The FREQUENCY part rewritten is FREQUENCY(PhoneIndex2, PhoneIndex). An undocumented feature of the FREQUENCY function is that if values are duplicated in the second argument (the so-called Bins_array) then the duplicates are ignored and corresponding frequency values in the Bins_array are set as zero. PhoneIndex corresponds to all the phone numbers in $A$1:$A$94 (with duplicates), so the function delivers a third array (again of length 94) whose elements correspond in order to the phone numbers in $A$1:$A$94 and which provide a frequency count of the number of calls made from that number where 1,1 was pressed but any elements in the array corresponding to a duplicated phone number have a value of zero. I'll call this array CallCount.

The rest of the formula boils down to {=SUM(--(CallCount>0))}. The boolean comparison converts the array of frequency values in CallCount to an array containing True and False values according to whether or not any calls from the corresponding phone number in $A$1:$A$94 were associated associated with a "1,1" in column B. The double negative converts the array of booleans into an array of 1's and 0's which can then be summed. It is the boolean comparison and the double negative which ensures that a frequency count greater than 1 gets converted to a value of 1 for use in the summation. This is the mechanism which excludes duplicate calls in the final result.

Having deconstructed the formula, I'll now turn to modifying it to exclude calls less than 60 seconds. The obvious starting point is that IFpart. My intial thought was to modify its first argument and make it something like

AND($B$1:$B$94={"1,1"}, $C$1:$C$94>=60)

but, though valid syntactically, it delivers an array whose elements are either all True or all False - with the latter being by far the most likely outcome. I'll leave it as an exercise for the reader to figure out why both these observations hold.

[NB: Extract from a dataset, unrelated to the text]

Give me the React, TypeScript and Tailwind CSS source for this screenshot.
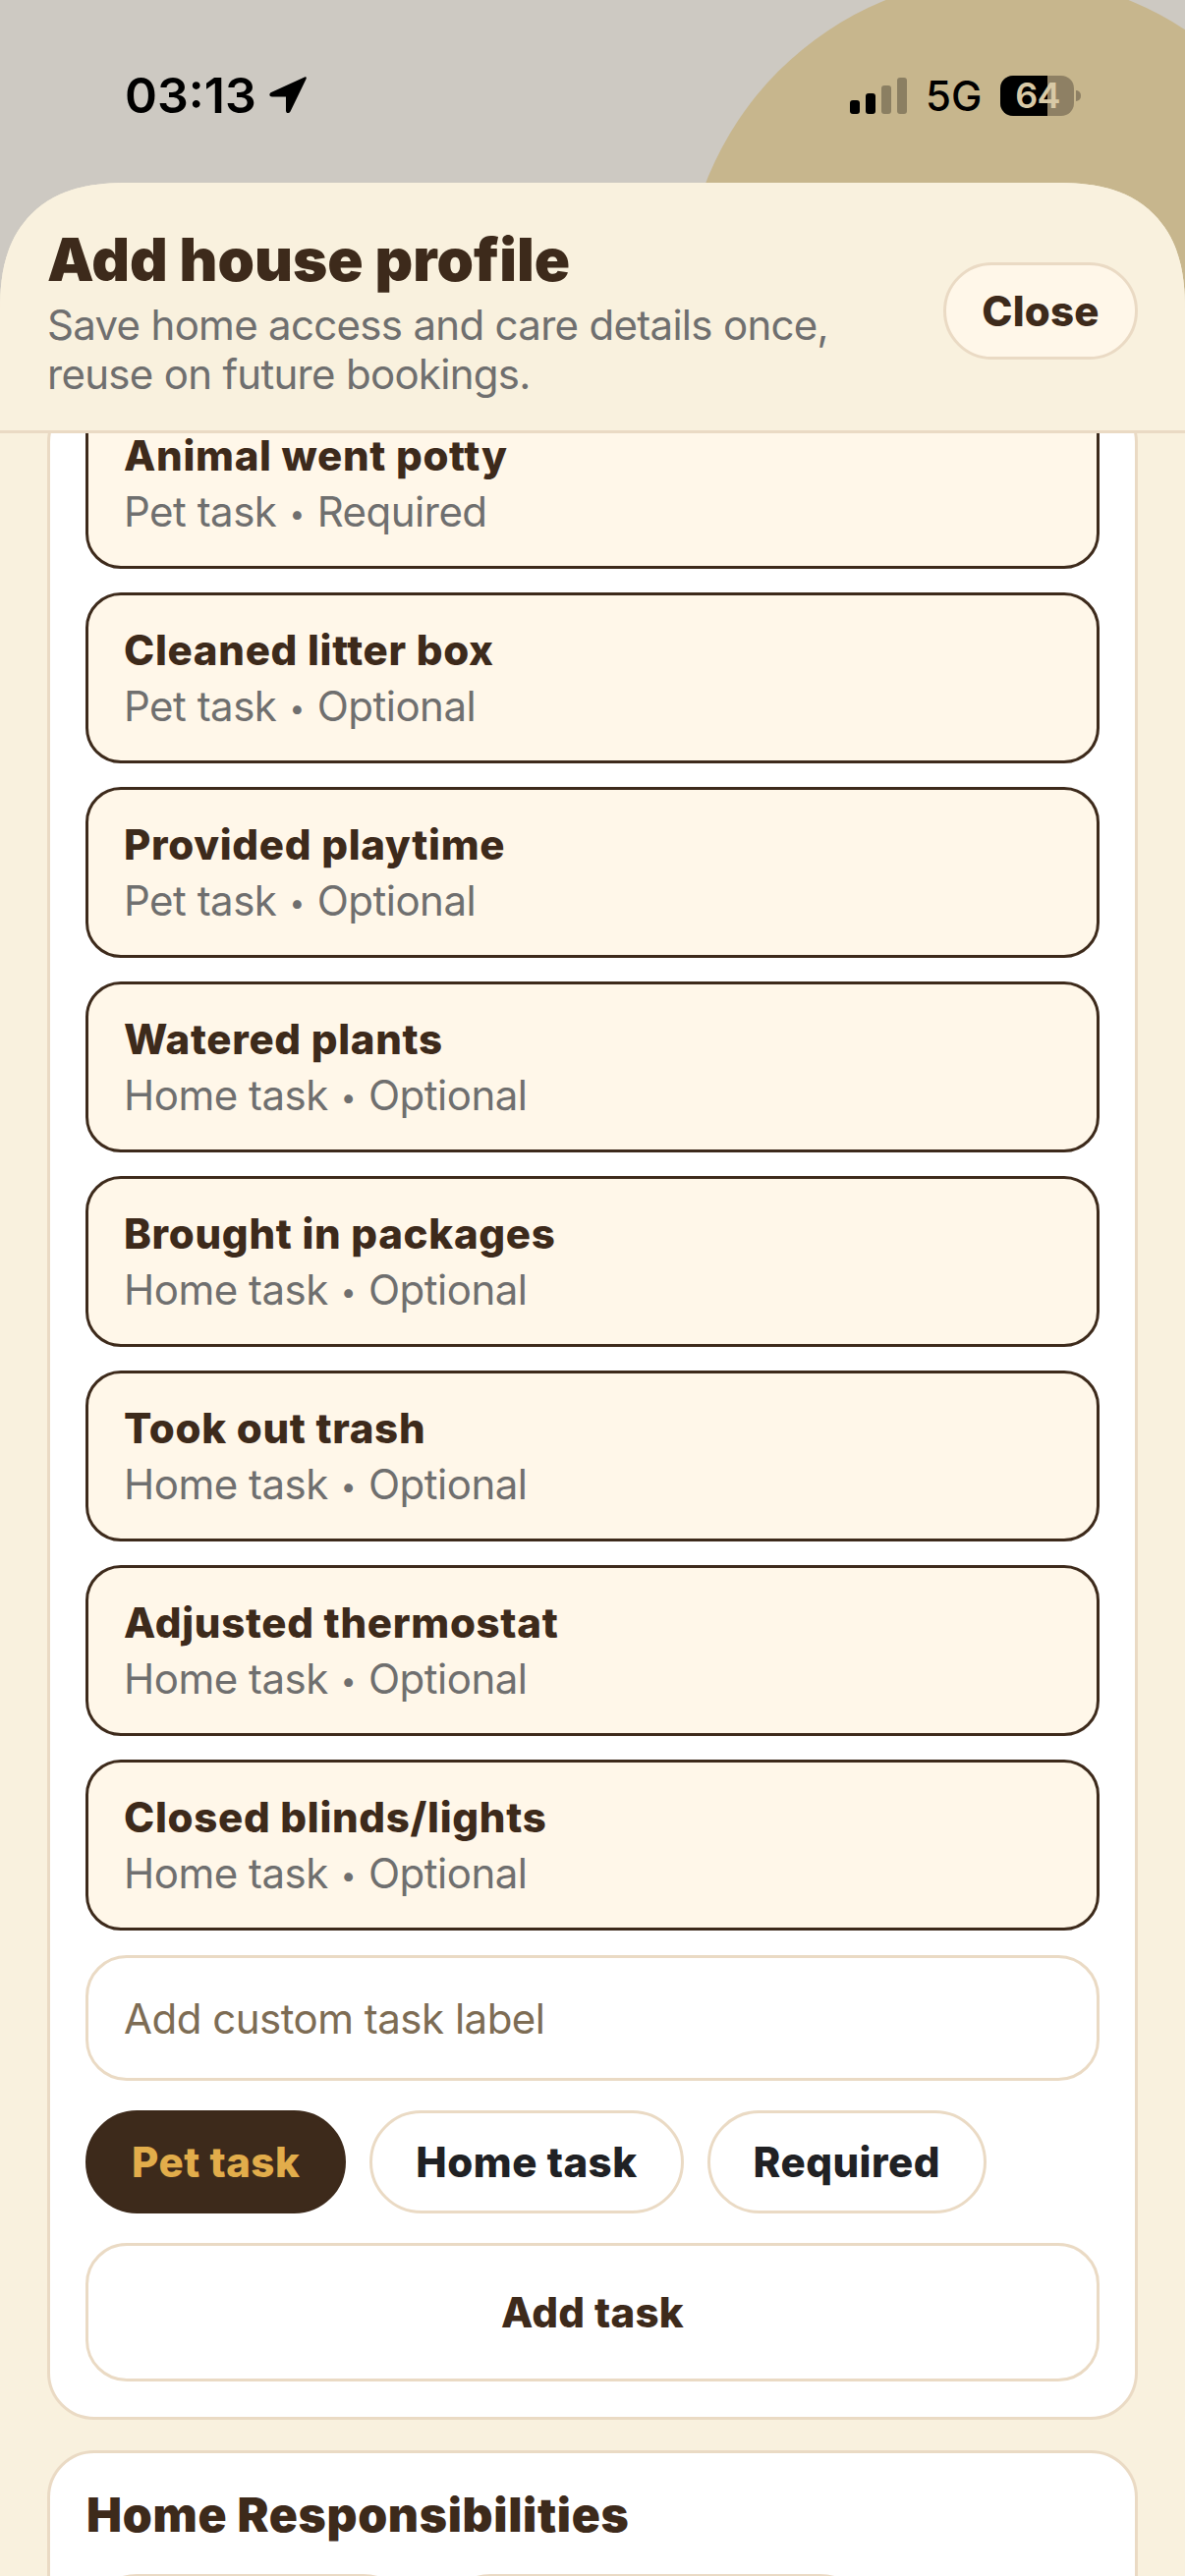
const tasks = [
  { title: 'Animal went potty', kind: 'Pet task', need: 'Required' },
  { title: 'Cleaned litter box', kind: 'Pet task', need: 'Optional' },
  { title: 'Provided playtime', kind: 'Pet task', need: 'Optional' },
  { title: 'Watered plants', kind: 'Home task', need: 'Optional' },
  { title: 'Brought in packages', kind: 'Home task', need: 'Optional' },
  { title: 'Took out trash', kind: 'Home task', need: 'Optional' },
  { title: 'Adjusted thermostat', kind: 'Home task', need: 'Optional' },
  { title: 'Closed blinds/lights', kind: 'Home task', need: 'Optional' },
]

function StatusBar() {
  return (
    <div className="relative h-[186px] shrink-0">
      <div className="absolute left-[127px] top-[67px] flex items-center gap-[12px]">
        <span className="text-[50px] leading-[60px] font-semibold text-black">03:13</span>
        <svg width="40" height="40" viewBox="0 0 40 40">
          <path d="M37 1.5 L3 17 C0.5 18.5 1 21.5 4 21.5 L18 21.5 L18 35.5 C18 38.5 21 39 22.5 36.5 L38.5 3.5 C39.3 1.8 38.6 0.8 37 1.5 Z" fill="#000" />
        </svg>
      </div>
      <div className="absolute left-[865px] top-[77px] flex items-center">
        <svg width="58" height="41" viewBox="0 0 58 41">
          <rect x="0" y="25" width="10" height="14" rx="3" fill="#000" />
          <rect x="16" y="18" width="10" height="21" rx="3" fill="#000" />
          <rect x="32" y="10" width="10" height="29" rx="3" fill="#000" fillOpacity="0.3" />
          <rect x="48" y="2" width="10" height="37" rx="3" fill="#000" fillOpacity="0.3" />
        </svg>
        <span className="ml-[19px] text-[42px] leading-[41px] font-medium text-black">5G</span>
        <div className="relative ml-[19px] flex h-[41px] w-[75px] items-center justify-center rounded-[13px] bg-[#8e8064]">
          <div className="absolute inset-y-0 left-0 w-[48px] rounded-l-[13px] bg-black" />
          <span className="relative text-[36px] leading-[41px] font-semibold tracking-[-1px] text-[#d8c9a6]">64</span>
        </div>
        <div className="ml-[2px] h-[11px] w-[5px] rounded-r-full bg-[#8e8064]" />
      </div>
    </div>
  )
}

function TaskCard({ title, kind, need }: { title: string; kind: string; need: string }) {
  return (
    <div className="flex h-[174px] flex-col rounded-[36px] border-[3px] border-[#3d2a1b] bg-[#fff7e9] px-[36px] pt-[29px]">
      <div className="text-[42px] leading-[54px] font-extrabold tracking-[0.7px] text-[#3d2a1b]">{title}</div>
      <div className="mt-[3px] text-[42px] leading-[54px] tracking-[-0.5px] text-[#6f6f6f]">
        {kind}
        <span className="mx-[13px] align-[3px] text-[28px]">•</span>
        {need}
      </div>
    </div>
  )
}

function Pill({ label, active }: { label: string; active?: boolean }) {
  return (
    <button
      className={
        active
          ? 'h-[105px] rounded-full border-[3px] border-[#3d2a1b] bg-[#3d2a1b] px-[44px] text-[42px] font-extrabold tracking-[0.5px] text-[#e2ad4b]'
          : 'h-[105px] rounded-full border-[3px] border-[#eadac4] bg-white px-[44px] text-[42px] font-extrabold tracking-[0.5px] text-[#202124]'
      }
    >
      {label}
    </button>
  )
}

export default function App() {
  return (
    <div className="relative flex h-[2622px] w-[1206px] flex-col overflow-hidden bg-[#cdc9c2] font-['Inter',sans-serif]">
      {/* tan circle behind the status bar */}
      <div className="absolute left-[696px] top-[-24px] h-[658px] w-[658px] rounded-full bg-[#c7b68d]" />

      <StatusBar />

      <div className="relative flex min-h-0 flex-1 flex-col overflow-hidden rounded-t-[130px] bg-[#f9f1de] [corner-shape:superellipse(1.3)]">
        <header className="relative z-10 flex h-[255px] shrink-0 items-start justify-between border-b-[3px] border-[#eadac4] bg-[#f9f1de] px-[48px] pt-[42px]">
          <div>
            <h1 className="text-[60px] leading-[72px] font-black text-[#3d2a1b]">Add house profile</h1>
            <p className="mt-[6px] w-[860px] text-[42px] leading-[50px] tracking-[-0.7px] text-[#6f6f6f]">
              Save home access and care details once, reuse on future bookings.
            </p>
          </div>
          <button className="mt-[39px] h-[99px] w-[198px] rounded-full border-[3px] border-[#eadac4] bg-[#fff7e9] text-[42px] font-extrabold tracking-[0.2px] text-[#3d2a1b]">
            Close
          </button>
        </header>

        {/* scrolled content, first card is partly under the header */}
        <div className="-mt-[39px] flex flex-col gap-[31px] px-[48px]">
          <section className="flex flex-col rounded-[48px] border-[3px] border-[#eadac4] bg-white px-[36px] pb-[36px]">
            <div className="flex flex-col gap-[24px]">
              {tasks.map((t) => (
                <TaskCard key={t.title} {...t} />
              ))}
            </div>
            <div className="mt-[25px] flex h-[128px] items-center rounded-[42px] border-[3px] border-[#eadac4] bg-white px-[36px] text-[42px] tracking-[-0.5px] text-[#7d6c54]">
              Add custom task label
            </div>
            <div className="mt-[30px] flex gap-[24px]">
              <Pill label="Pet task" active />
              <Pill label="Home task" />
              <Pill label="Required" />
            </div>
            <button className="mt-[30px] h-[141px] rounded-[42px] border-[3px] border-[#eadac4] bg-white text-[42px] font-extrabold tracking-[0.3px] text-[#3d2a1b]">
              Add task
            </button>
          </section>

          <section className="rounded-[48px] border-[3px] border-[#eadac4] bg-white px-[36px] pt-[33px]">
            <h2 className="ml-[1px] text-[48px] leading-[60px] font-black tracking-[0.7px] text-[#3d2a1b]">Home Responsibilities</h2>
            <div className="mt-[30px] flex gap-[25px]">
              <div className="h-[105px] w-[335px] rounded-full border-[3px] border-[#eadac4] bg-white" />
              <div className="h-[105px] w-[440px] rounded-full border-[3px] border-[#eadac4] bg-white" />
            </div>
          </section>
        </div>
      </div>
    </div>
  )
}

Of course, what is really required is to combine the two arrays of booleans ($B$1:$B$94={"1,1"} and $C$1:$C$94>=60) to yield an array of length 94 where each element is the equivalent of an AND operation being performed on the two corresponding elements from each input array.

One solution is

1=((1*($B$1:$B$94={"1,1"}))*(1*($C$1:$C$94>=60)))

but no doubt there are others. The 1*'s convert each boolean array into an array of 1's and 0's (it is my preferred alternative to the double negative used in the original formula to do the same conversion job). The two arrays are multiplied together on a corresponding element basis giving a "product array" of length 94 which also comprises 1's and 0's. This array is then converted back to an array of True and False elements via the 1= bit. The resulting boolean array has 94 elements and, because of the way it is constructed, its elements have the required properties. (Readers of a mathematical mind will recognise the isomorphism being exploited here to get round Excel's behaviour with AND in array formulae.)

Substituting the above for the first argument of the IF() function in the original formula should do the trick.

One final observation: very long formulae can be simplified using Excel's Name Manager. It is perfectly valid to use a formula when defining a name, so PhoneIndex can be defined in the Name Manager as set out above. Names can also utilise other names in their definition, so providing easy means of defining PhoneIndex2 and CallCount. Ultimately, the phone calls formula could be written much more succinctly as =SUM(--(CallCount>0)). Sensible use of naming can be used to show how a complex formula has been constructed from individual elements and can greatly ease the burden of understanding what the formula is intended to do - useful when, as in this case, the formula requires change.